Their ground at Timperley, however, had been in the pink of condition during the last season, whilst the grounds on which they played their "away” matches were more like quagmires. He thought that was the reason why they lost so many "away" matches...

Their one brilliant star, George Elmore, left them, and after that the whole team seemed to break up. Still they had recompense for that in the shape of a cheque for £lO from the West Bromwich Albion F.C. With regard to their finances they had finished better then he expected. They arranged a concert and the mistake was that it was too good. The consequence was that they lost on it... The annual draw was a great success. Altogether, they wound up the season in a brilliant manner, beating Sale Holmfield in the Medal competition in a hollow fashion.

The committee at the close of the season entertained the players to dinner. It was almost suicidal to remain on their present ground at Timperley, it was so outlandish. They had at last secured a ground in Altrincham. The Altrincham District Council had unanimously decided to allow them to rent Pollitt's field, and it now only remained for three of the councillors to arrange terms with the committee.

Alterations would be made to the field; it would be lengthened, widened, and drained, and the brooks around it would be piped. They might safely say they were all right in that respect. The Chairman said in the event of the negotiations with the Council failing, one of their Vice-Presidents had promised to secure a ground for the club in Altrincham".

Altrincham FC - Pollitt's Field Trials, 1903

Reproduced from The Altrincham and Bowdon Guardian, August 29th and September 2nd, 1903. (Courtesy of Terry Rowley).

The Altrincham Association Football Club (late Broadheath) held its first match on the new ground, Pollitt's Field, Moss Lane on Saturday afternoon. Two strong elevens were selected from a long list of those desirous of doing duty for the club and were:

Amber and Black:

  • Goal: H. Smith (Latchford)
  • Backs: H. Sampson (Penketh) & W. Davenport (local)
  • Halfbacks: W. Pennington (Earlstown), D. Morgan (Liverpool) & H. Barnett (Local)
  • Forwards: D.W. Halliwell (Stretford), H. Roscoe (Bolton), W. Gilmore (Openshaw), S. Partington (Bolton) & J. Riddings (Bolton).

    White:

  • Goal: S. Crawshaw
  • Backs: R. Cockram (local) & S. Mulline (Longsight)
  • Halfbacks: F. Cocking (Bennetts Memorial), S. Walker (Stockport) & J. Davis (Bennetts Memorial)
  • Forwards: M. Beat (Stockport), J. Cash (Openshaw), E. Todd (Army Team), R. Hamer (Army Team) & J. Pollitt (Local)
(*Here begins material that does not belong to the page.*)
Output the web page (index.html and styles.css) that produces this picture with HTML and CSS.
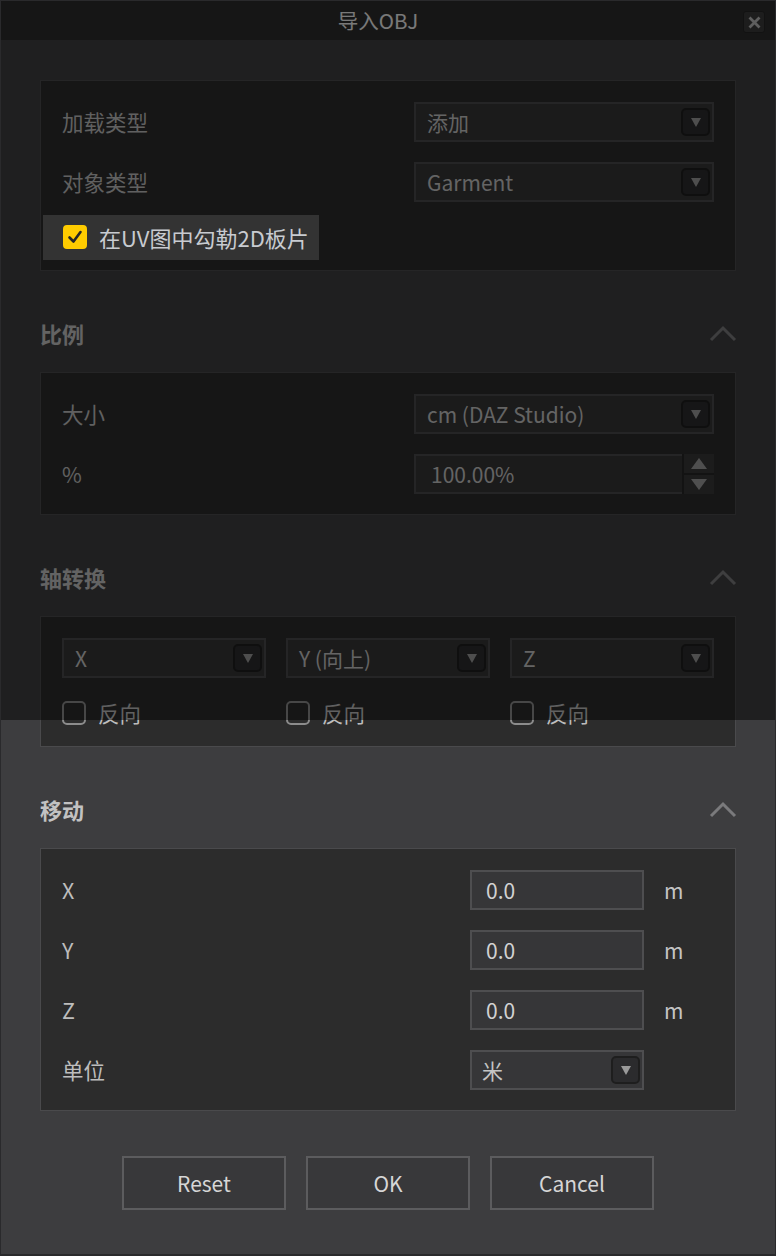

    The form displayed by many of the participants was promising and a good side will undoubtedly be chosen to oppose last season's league team today (Saturday)

    The alterations and improvements which are being executed on the ground are rapidly nearing completion and the committee hope to have the field in order for the match.

    The last year's league team will be as follows:

  • Goal: J. Barrow
  • Backs: S. Forster & R. Cockram
  • Halfbacks: E. Dunn, E. Bentley & W. Morse
  • Forwards: F. Valentine, G. Whitfield, G. Williams, J. Williams & C. Short

    Albert Butterworth one of last season's players who it was expected would figure in the trial game on Saturday has unfortunately broken his leg whilst playing football at Hyde last Saturday.


    September 2nd 1903

    Football (Association) - Altrincham

    The above named club had their second trial game on Saturday before a good attendance. The spectators appeared to enjoy the good play of the majority of the participants and also to appreciate the efforts of the committee to get together the best possible teams for the opening match.

    The sides were selected so as to bring last season's back division in opposition to the old forward line and vice versa. The result was a very interesting and even game.

    Red and black ran out winners by 4 goals to 3. The sides were as follows:

    Red and Black:

  • Goal: J. Barrow
  • Right Back: S. Foster, Left Back: R. Cockram
  • Right Half: E. Dunn, Centre Half: E. Bentley, Left Half: W. Morse. (All from last year's team).
  • Right Outside: M. Bent (late Stockport), Right Inside: R. Plumpton, Centre: E. Todd (late Army), Left Inside: R. Hamer (late Army), Left Outside J. Hughes (late Miles Platting)

    Whites:

  • Goal: W. Childs (late Stockport County)
  • Right back: T. Tomlinson (late Failsworth), Left Back: W. Pennington (Earlestown)
  • Right Half: S. Walker (late Stockport League), Centre Half: H. Sproston (late Openshaw Clarence), Left Half: H. Worthington (late Heywood)
  • Right Outside: F. Valentine, Right Inside: G. Whitfield, Centre: J. Williams (all last season's team).
  • Left Inside: T. Griffen (late Wigan United), Left Outside: C. Short (last season's Team)

    The only notable absentees from the two selected teams were G. Williams (last season's Team) and B.Tonge (late of Talbot) who were kept away by cricket.

    The Move to Moss Lane

    Pollitt's Field did not have a good surface and on at least one occasion a match had to be switched because the playing area was found not to be long enough! After the sale of some of the Stamford Estates land on Hale Moss to the Council, a new football ground was established on the current Moss Lane stadium site. This ground was formally opened on by Mr W.S. McCann on 3 September 1910 when Macclesfield Town were the visitors (and winners). For more on this see Terry Surridge's article, "The Robins' History" in the Robins Review for 21 November 1987.